WHAT TO PRODUCE:
Copy each line holding the string "this".

RECORD LIST:
______________________________

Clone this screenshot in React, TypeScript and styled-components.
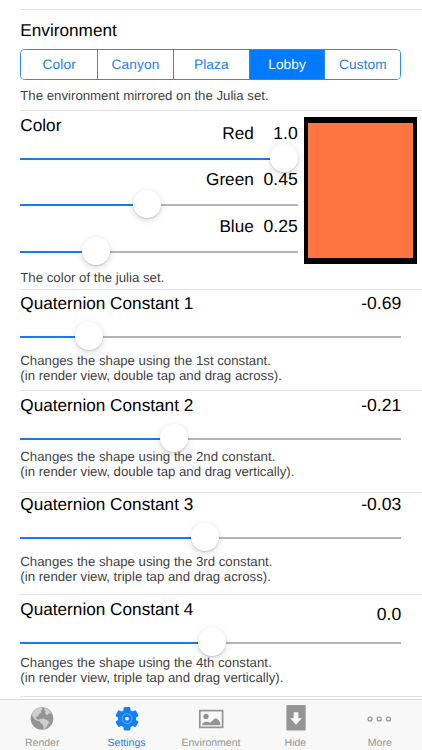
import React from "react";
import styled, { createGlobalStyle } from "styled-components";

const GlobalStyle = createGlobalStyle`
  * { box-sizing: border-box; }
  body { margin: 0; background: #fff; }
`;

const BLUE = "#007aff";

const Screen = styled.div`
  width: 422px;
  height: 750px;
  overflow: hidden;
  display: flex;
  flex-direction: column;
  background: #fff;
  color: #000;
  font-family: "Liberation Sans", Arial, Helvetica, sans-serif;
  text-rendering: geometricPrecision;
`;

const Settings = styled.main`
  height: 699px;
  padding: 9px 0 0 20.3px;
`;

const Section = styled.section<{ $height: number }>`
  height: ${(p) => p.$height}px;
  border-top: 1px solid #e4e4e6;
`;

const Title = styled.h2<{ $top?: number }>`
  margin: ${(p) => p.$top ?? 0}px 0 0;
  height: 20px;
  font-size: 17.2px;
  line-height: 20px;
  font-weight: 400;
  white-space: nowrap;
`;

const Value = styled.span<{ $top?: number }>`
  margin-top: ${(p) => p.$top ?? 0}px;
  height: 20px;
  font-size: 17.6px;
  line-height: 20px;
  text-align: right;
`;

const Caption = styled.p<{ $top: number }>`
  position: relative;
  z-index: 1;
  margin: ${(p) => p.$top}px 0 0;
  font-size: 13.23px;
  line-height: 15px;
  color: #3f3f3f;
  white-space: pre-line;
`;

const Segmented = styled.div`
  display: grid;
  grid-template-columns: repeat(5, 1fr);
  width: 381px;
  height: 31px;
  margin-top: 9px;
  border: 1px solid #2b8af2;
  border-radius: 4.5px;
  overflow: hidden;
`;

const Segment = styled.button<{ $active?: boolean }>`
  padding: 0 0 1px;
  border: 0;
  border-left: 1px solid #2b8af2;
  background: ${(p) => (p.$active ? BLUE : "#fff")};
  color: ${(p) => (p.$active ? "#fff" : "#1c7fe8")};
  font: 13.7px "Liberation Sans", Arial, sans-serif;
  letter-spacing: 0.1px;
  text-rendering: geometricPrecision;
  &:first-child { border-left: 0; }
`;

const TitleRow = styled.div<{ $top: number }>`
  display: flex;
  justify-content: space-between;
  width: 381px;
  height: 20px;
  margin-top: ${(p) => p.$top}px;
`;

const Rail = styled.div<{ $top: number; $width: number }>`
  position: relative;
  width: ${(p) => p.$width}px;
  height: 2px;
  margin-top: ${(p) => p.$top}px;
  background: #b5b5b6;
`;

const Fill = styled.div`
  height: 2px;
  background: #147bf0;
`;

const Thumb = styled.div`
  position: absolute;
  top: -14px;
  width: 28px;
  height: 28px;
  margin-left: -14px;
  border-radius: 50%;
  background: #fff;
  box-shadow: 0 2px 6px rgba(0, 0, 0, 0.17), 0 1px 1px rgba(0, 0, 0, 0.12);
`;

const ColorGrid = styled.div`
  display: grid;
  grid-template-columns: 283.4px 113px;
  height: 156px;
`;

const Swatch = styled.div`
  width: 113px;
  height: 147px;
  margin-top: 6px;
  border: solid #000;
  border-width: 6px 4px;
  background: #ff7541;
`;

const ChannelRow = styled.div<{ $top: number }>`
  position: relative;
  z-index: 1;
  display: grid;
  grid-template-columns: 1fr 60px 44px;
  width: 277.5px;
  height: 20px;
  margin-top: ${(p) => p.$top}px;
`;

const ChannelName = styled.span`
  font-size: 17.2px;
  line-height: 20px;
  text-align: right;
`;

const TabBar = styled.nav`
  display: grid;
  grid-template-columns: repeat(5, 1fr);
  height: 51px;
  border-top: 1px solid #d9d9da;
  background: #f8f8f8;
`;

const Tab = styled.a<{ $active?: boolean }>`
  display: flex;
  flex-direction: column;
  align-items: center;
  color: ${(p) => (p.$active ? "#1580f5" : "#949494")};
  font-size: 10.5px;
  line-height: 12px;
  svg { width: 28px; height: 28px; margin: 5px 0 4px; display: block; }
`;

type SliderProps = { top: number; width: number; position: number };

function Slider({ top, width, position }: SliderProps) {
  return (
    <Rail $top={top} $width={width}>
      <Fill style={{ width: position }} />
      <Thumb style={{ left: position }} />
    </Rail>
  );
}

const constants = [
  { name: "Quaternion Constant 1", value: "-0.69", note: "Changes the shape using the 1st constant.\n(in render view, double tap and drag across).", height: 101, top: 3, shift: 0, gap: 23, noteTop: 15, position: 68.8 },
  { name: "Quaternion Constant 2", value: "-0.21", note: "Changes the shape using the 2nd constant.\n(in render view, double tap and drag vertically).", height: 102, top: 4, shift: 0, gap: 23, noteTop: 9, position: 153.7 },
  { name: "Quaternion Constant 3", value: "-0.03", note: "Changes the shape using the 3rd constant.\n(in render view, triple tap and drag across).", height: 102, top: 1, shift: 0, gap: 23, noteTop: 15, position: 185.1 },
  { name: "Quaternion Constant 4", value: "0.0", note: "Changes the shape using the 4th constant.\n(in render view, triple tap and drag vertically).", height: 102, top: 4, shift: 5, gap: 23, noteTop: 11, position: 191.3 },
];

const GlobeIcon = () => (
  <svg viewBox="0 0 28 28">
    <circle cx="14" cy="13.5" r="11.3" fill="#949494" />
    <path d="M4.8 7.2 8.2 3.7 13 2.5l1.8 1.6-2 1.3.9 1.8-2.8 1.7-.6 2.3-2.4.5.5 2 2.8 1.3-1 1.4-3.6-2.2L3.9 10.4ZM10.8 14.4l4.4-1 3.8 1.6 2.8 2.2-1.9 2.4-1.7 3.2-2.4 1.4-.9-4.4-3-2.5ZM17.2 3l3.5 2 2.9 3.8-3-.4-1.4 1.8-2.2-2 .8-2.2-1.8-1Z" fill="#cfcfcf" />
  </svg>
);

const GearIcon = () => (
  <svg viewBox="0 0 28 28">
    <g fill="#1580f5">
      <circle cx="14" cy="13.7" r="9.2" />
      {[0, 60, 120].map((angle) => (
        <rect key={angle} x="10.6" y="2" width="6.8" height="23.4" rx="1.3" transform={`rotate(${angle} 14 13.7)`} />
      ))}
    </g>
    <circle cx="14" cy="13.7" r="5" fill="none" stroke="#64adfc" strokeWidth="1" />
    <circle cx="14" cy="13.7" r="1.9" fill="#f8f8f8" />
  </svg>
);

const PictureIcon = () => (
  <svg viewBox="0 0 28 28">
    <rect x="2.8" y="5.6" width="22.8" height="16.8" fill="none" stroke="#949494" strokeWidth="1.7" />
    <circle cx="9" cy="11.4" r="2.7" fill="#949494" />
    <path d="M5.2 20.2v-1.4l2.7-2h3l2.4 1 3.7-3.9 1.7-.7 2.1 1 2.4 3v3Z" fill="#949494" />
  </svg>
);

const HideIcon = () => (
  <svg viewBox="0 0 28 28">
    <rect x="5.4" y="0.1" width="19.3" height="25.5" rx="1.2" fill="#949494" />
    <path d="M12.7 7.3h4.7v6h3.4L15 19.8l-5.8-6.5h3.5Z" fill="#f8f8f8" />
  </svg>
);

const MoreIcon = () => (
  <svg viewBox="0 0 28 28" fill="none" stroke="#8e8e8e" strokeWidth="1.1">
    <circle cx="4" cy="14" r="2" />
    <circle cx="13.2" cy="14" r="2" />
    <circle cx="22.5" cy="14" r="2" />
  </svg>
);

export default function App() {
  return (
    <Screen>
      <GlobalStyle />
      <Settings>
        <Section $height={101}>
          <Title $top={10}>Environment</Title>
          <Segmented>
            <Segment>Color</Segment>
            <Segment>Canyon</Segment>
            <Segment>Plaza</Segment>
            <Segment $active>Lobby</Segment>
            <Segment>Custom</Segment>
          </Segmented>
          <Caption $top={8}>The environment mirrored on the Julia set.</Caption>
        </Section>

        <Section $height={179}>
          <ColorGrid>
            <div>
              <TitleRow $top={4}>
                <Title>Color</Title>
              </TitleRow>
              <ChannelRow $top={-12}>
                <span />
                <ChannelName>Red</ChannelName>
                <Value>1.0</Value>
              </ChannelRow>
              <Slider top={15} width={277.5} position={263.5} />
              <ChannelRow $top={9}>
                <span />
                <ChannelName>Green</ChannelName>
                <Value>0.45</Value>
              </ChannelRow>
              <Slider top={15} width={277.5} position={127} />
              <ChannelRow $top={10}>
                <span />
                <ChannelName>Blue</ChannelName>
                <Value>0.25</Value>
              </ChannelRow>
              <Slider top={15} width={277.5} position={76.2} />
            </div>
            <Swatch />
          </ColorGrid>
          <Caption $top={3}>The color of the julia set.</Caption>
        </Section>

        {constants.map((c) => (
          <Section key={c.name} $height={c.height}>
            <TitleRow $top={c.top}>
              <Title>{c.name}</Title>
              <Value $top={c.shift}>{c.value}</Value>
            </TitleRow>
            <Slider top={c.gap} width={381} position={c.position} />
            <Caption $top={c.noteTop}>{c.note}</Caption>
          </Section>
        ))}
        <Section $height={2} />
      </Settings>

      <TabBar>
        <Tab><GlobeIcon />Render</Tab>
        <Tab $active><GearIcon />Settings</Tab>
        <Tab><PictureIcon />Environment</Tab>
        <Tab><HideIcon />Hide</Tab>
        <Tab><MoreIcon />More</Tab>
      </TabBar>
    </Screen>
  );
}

______________________________

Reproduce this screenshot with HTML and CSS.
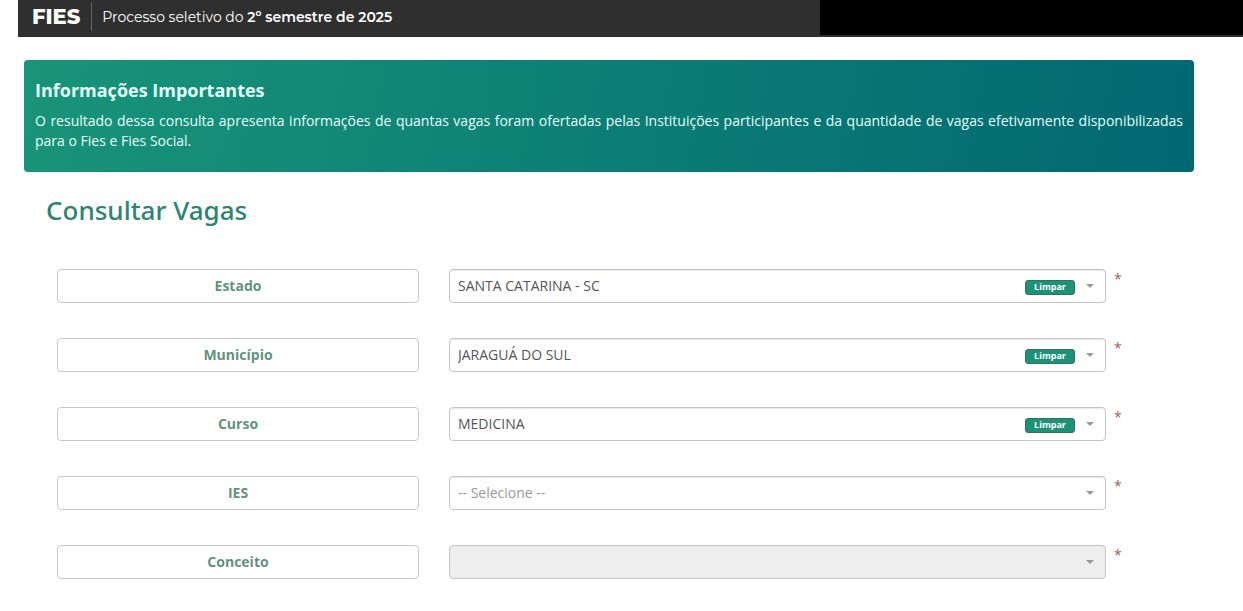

______________________________

SOLUTION:
Clone this screenshot in React, TypeScript and styled-components.
Reproduce this screenshot with HTML and CSS.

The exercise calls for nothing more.